The organisation, whose patron is Lord Falconer PC QC, intends to build on the skills and experiences of mediators to generate greater awareness of the differences between advocacy at mediation and before the courts. Goodman, author and editor of over 30 books, including Mediation Advocacy, says mediation can be an enormous jolt to lawyers' professional psyche: 'Lawyers are trained to create and defend interests,' he says. 'Therefore the ideological movement from adjudication to mediation as a problem solving exercise is particularly difficult for the lawyer.'

'In mediation, he continued, 'a lawyer's role can range from informer to adviser, translator, ally, negotiator, friendly peacemaker. At the same time you might have to act as a judge of the offers made, and eventually the settlement; you might have to push the reluctant client for his own good, then act as a healer providing consolation for the client's reduced expectations,' he said.

Starting at Oxford at the offices of Blake Lapthorn Resolve on 26 February, the group will roll out a programme of seminars in 2008 in Bristol, Manchester, Leeds, Birmingham, Nottingham, Exeter and Norwich.

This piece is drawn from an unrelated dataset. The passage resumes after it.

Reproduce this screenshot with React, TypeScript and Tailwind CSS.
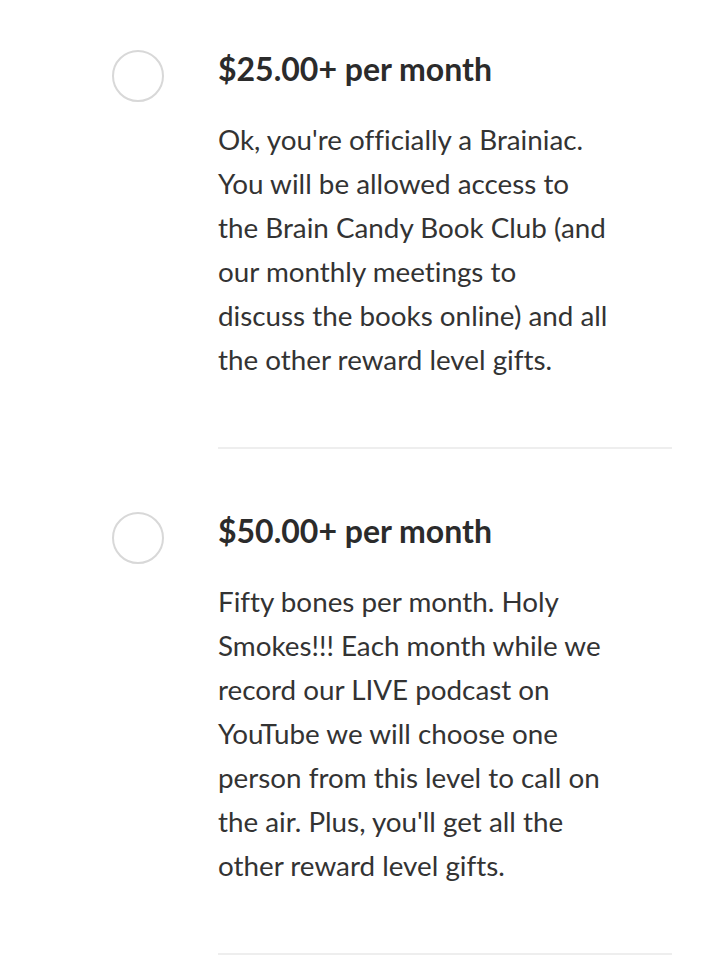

Aspects of advocacy covered will include when and why to advance mediation; how to resist a mediation offer without attracting a potential costs sanction; how to choose the right mediator and venue; how to engage the mediator before the appointment; how to prepare a written statement of case; openings; deciding who should attend and why; devising a negotiating position and strategy, how to find wider interests; and how to identify workable solutions.

The group is also concerned to refocus interests more broadly: 'The difficulty is that the market place is and continues to be mediator-centric,' Goodman believes. 'At whatever pace the mediation industry continues to grow, all of the main players and the Ministry of Justice focus their attention almost exclusively on the needs of the mediators: training, standards, ethics, regulation and distribution of work are all the province of mediator training organisations,' he continued.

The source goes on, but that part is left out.